During August 1863 there was a general breaking up of Deseret leaving it almost deserted. A number of people moved to Oak Creek. They lived in dugouts for the first year or two. Dugouts were holes in the ground with roofs, much like dirt cellars, many were without doors and windows, having skins or quilts hung at the openings to keep out the cold. There were a few adobe houses built. George Lovell and Peter Anderson made the adobes. The first adobe house was built in the fall of 1868. That same fall, the land was surveyed by Edwin Stott, Peter Anderson and Christian Overson. They divided the fields from the town leaving room for many small roads.
The post office was called the Deseret Post Office for many years, before the town was named Oak Creek. The mail was brought once a week on horseback, from Fillmore. In 1880, the railroad came to Leamington which stopped the horse carrier.
John Lovell had been presiding Elder at Deseret and continued in that office for twelve years. He sent men to Deseret to bring the old log school house in which to hold school and meetings. They took it apart and hauled it on wagons. It was rebuilt. A few years later it burned to the ground during the night. For years school and meetings were held in private homes because they could not afford to rebuild.
Platte Lyman was made the first Bishop with John Lovell and George Finlinson Sr. as counselors in 1870.

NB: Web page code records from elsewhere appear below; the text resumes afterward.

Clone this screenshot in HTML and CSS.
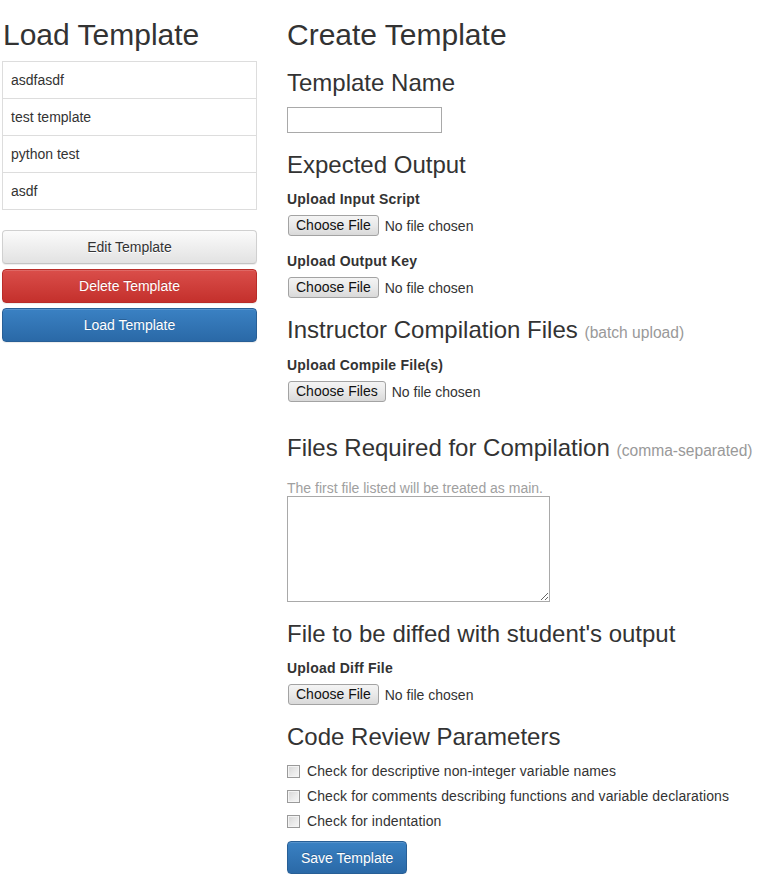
FILE: index.html
```html
<!DOCTYPE html>
<html lang="en">
<head>
<meta charset="utf-8">
<title>Templates</title>
<link rel="stylesheet" href="styles.css">
</head>
<body>
<div class="page">
  <aside class="sidebar">
    <h2 class="title">Load Template</h2>
    <ul class="list-group">
      <li class="list-item">asdfasdf</li>
      <li class="list-item">test template</li>
      <li class="list-item">python test</li>
      <li class="list-item">asdf</li>
    </ul>
    <div class="actions">
      <button class="btn btn-default" type="button">Edit Template</button>
      <button class="btn btn-danger" type="button">Delete Template</button>
      <button class="btn btn-primary" type="button">Load Template</button>
    </div>
  </aside>

  <main class="main">
    <h2 class="title">Create Template</h2>

    <h3 class="section">Template Name</h3>
    <input class="text-input" type="text">

    <h3 class="section">Expected Output</h3>
    <div class="form-group">
      <label class="field-label">Upload Input Script</label>
      <div class="file-input"><span class="file-btn">Choose File</span><span class="file-status">No file chosen</span></div>
    </div>
    <div class="form-group">
      <label class="field-label">Upload Output Key</label>
      <div class="file-input"><span class="file-btn">Choose File</span><span class="file-status">No file chosen</span></div>
    </div>

    <h3 class="section">Instructor Compilation Files <small class="muted">(batch upload)</small></h3>
    <div class="form-group form-group-wide">
      <label class="field-label">Upload Compile File(s)</label>
      <div class="file-input"><span class="file-btn">Choose Files</span><span class="file-status">No file chosen</span></div>
    </div>

    <h3 class="section">Files Required for Compilation <small class="muted">(comma-separated)</small></h3>
    <p class="help">The first file listed will be treated as main.</p>
    <textarea class="text-area"></textarea>

    <h3 class="section">File to be diffed with student's output</h3>
    <div class="form-group">
      <label class="field-label">Upload Diff File</label>
      <div class="file-input"><span class="file-btn">Choose File</span><span class="file-status">No file chosen</span></div>
    </div>

    <h3 class="section">Code Review Parameters</h3>
    <div class="checks">
      <label class="check"><input class="check-box" type="checkbox"><span>Check for descriptive non-integer variable names</span></label>
      <label class="check"><input class="check-box" type="checkbox"><span>Check for comments describing functions and variable declarations</span></label>
      <label class="check"><input class="check-box" type="checkbox"><span>Check for indentation</span></label>
    </div>
    <button class="btn btn-primary btn-save" type="button">Save Template</button>
  </main>
</div>
</body>
</html>
```

FILE: styles.css
```css
* { box-sizing: border-box; }

html, body {
  margin: 0;
  padding: 0;
  background: #fff;
}

body {
  font-family: "Liberation Sans", Arial, Helvetica, sans-serif;
  font-size: 14px;
  line-height: 20px;
  color: #333;
}

.page {
  display: flex;
  align-items: flex-start;
  gap: 30px;
  padding-left: 2px;
}

.sidebar {
  width: 255px;
  flex: 0 0 255px;
}

.main {
  flex: 1 1 auto;
  display: flow-root;
}

.title {
  font-size: 30px;
  line-height: 33px;
  font-weight: normal;
  margin: 18px 0 11px;
  color: #333;
}

.sidebar .title {
  margin-left: 1px;
  margin-bottom: 10px;
}

.list-group {
  list-style: none;
  margin: 0 0 20px;
  padding: 0;
}

.list-item {
  border: 1px solid #ddd;
  margin-bottom: -1px;
  padding: 8px 8px;
  line-height: 20px;
  background: #fff;
}

.list-item:last-child { margin-bottom: 0; }

.actions {
  display: flex;
  flex-direction: column;
  gap: 5px;
}

.btn {
  display: block;
  font-family: inherit;
  font-size: 14px;
  line-height: 20px;
  padding: 6px 12px;
  border-radius: 4px;
  border: 1px solid transparent;
  cursor: pointer;
  text-align: center;
  height: 34px;
  width: 100%;
  box-shadow: inset 0 1px 0 rgba(255,255,255,.15), 0 1px 1px rgba(0,0,0,.075);
}

.btn-default {
  color: #333;
  text-shadow: 0 1px 0 #fff;
  background: linear-gradient(to bottom, #fbfbfb 0%, #e2e2e2 100%);
  border-color: #d0d0d0 #d0d0d0 #c4c4c4;
}

.btn-danger {
  color: #fff;
  text-shadow: 0 -1px 0 rgba(0,0,0,.2);
  background: linear-gradient(to bottom, #da4e4a 0%, #c4302c 100%);
  border-color: #b92c28;
}

.btn-primary {
  color: #fff;
  text-shadow: 0 -1px 0 rgba(0,0,0,.2);
  background: linear-gradient(to bottom, #3a81c3 0%, #2a69a7 100%);
  border-color: #285f96;
}

.btn-save {
  width: auto;
  height: 33px;
  padding: 6px 13px;
  margin-top: 10px;
}

.section {
  font-size: 24px;
  line-height: 26px;
  font-weight: normal;
  margin: 19px 0 11px;
  color: #333;
}

.muted {
  font-size: 15.6px;
  color: #999;
  font-weight: normal;
}

.text-input {
  display: block;
  width: 155px;
  height: 26px;
  border: 1px solid #a9a9a9;
  margin: 11px 0 0;
  padding: 2px 4px;
  font: inherit;
  background: #fff;
}

.form-group { margin-bottom: 15px; }
.form-group-wide {
  margin-top: -2px;
  margin-bottom: 33px;
}

.field-label {
  display: block;
  font-weight: bold;
  margin-bottom: 6px;
  line-height: 20px;
  letter-spacing: 0.2px;
}

.file-input {
  display: flex;
  align-items: center;
  gap: 6px;
  height: 21px;
  margin-left: 1px;
}

.file-btn {
  display: inline-flex;
  align-items: center;
  height: 21px;
  padding: 0 7px;
  border: 1px solid #a3a3a3;
  border-radius: 3px;
  background: linear-gradient(to bottom, #f4f4f4 0%, #e9e9e9 50%, #d9d9d9 100%);
  color: #111;
  font-size: 14px;
  line-height: 19px;
}

.file-status {
  color: #333;
  font-size: 14px;
}

.help {
  color: #a0a0a0;
  margin: 16px 0 0;
  line-height: 16px;
}

.text-area {
  display: block;
  width: 263px;
  height: 106px;
  border: 1px solid #a9a9a9;
  margin: 0;
  padding: 2px;
  font: inherit;
  resize: both;
  background: #fff;
}

.checks {
  display: flex;
  flex-direction: column;
  gap: 5px;
  margin-top: 11px;
}

.check {
  display: flex;
  align-items: center;
  gap: 7px;
  height: 20px;
  line-height: 20px;
  letter-spacing: 0.1px;
  cursor: pointer;
}

.check-box {
  appearance: none;
  -webkit-appearance: none;
  width: 13px;
  height: 13px;
  margin: 1px 0 0;
  flex: 0 0 13px;
  border: 1px solid #9a9a9a;
  background: linear-gradient(135deg, #d6d6d6 0%, #ececec 60%, #f6f6f6 100%);
  box-shadow: inset 0 0 0 1px #f4f4f4;
}
```
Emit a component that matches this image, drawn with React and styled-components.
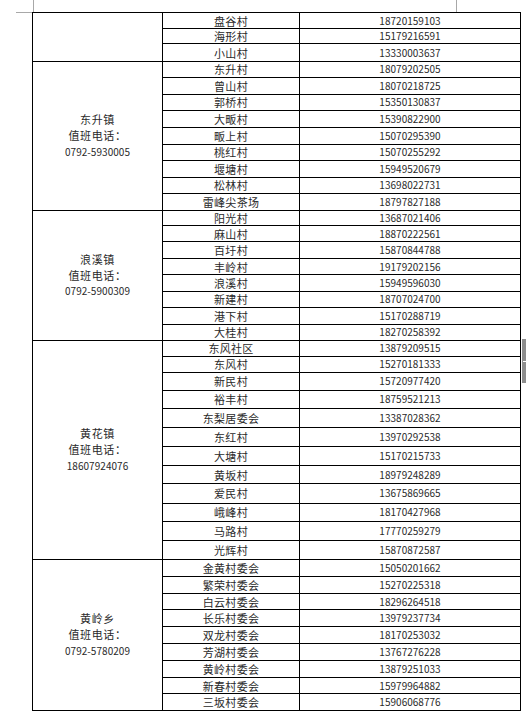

Platt Lyman instituted the United Order in Oak City in 1870. The people put their land and water together and worked under one head. Two molasses mills were built. The corn was shocked on the square. The products were given to the people according to their needs. Once a week an animal was butchered and distributed. People traded molasses for other necessities at the Co-op store. Peter Anderson ran this first store owned by a number of men. Peter Anderson was the second Bishop and served for twenty-seven years.